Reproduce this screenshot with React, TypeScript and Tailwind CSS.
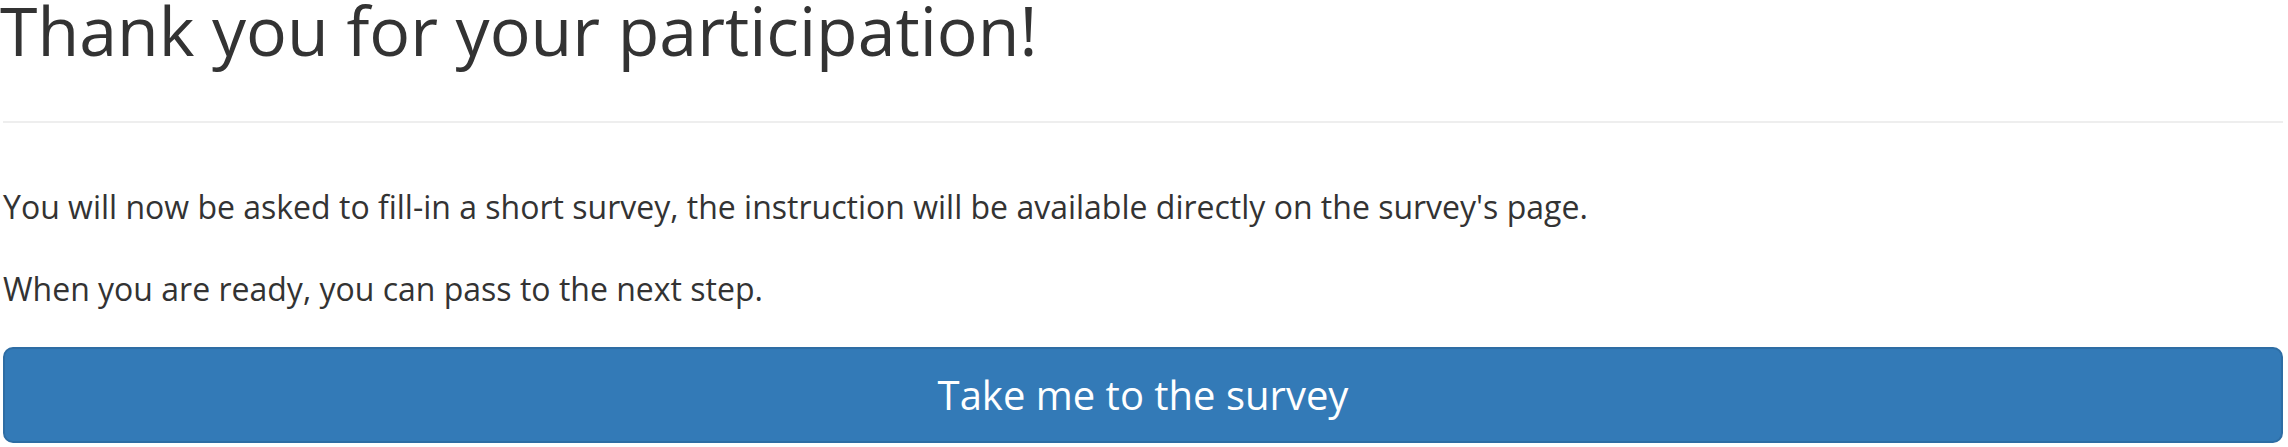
export default function App() {
  return (
    <div className="w-[2288px] h-[447px] bg-white text-[#333] overflow-hidden" style={{ fontFamily: '"Open Sans", "Liberation Sans", sans-serif' }}>
      <div className="pl-[3px] pr-[5px]">
        <h1 className="text-[68px] leading-[59px] font-normal -ml-[3px]">Thank you for your participation!</h1>
        <hr className="mt-[62px] border-0 border-t-2 border-[#eee]" />
        <p className="mt-[61px] text-[32px] leading-[46px]">
          You will now be asked to fill-in a short survey, the instruction will be available directly on the survey's page.
        </p>
        <p className="mt-[36px] text-[32px] leading-[46px]">When you are ready, you can pass to the next step.</p>
        <button className="mt-[35px] w-full h-[96px] rounded-[10px] border-2 border-[#2e6da4] bg-[#337ab7] text-white text-[40px]">
          Take me to the survey
        </button>
      </div>
    </div>
  );
}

YOUR TASK:
Produce an exact copy of each line of data, skipping embedded images.

FINAL ANSWER:
Reproduce this screenshot with React, TypeScript and Tailwind CSS.
export default function App() {
  return (
    <div className="w-[2288px] h-[447px] bg-white text-[#333] overflow-hidden" style={{ fontFamily: '"Open Sans", "Liberation Sans", sans-serif' }}>
      <div className="pl-[3px] pr-[5px]">
        <h1 className="text-[68px] leading-[59px] font-normal -ml-[3px]">Thank you for your participation!</h1>
        <hr className="mt-[62px] border-0 border-t-2 border-[#eee]" />
        <p className="mt-[61px] text-[32px] leading-[46px]">
          You will now be asked to fill-in a short survey, the instruction will be available directly on the survey's page.
        </p>
        <p className="mt-[36px] text-[32px] leading-[46px]">When you are ready, you can pass to the next step.</p>
        <button className="mt-[35px] w-full h-[96px] rounded-[10px] border-2 border-[#2e6da4] bg-[#337ab7] text-white text-[40px]">
          Take me to the survey
        </button>
      </div>
    </div>
  );
}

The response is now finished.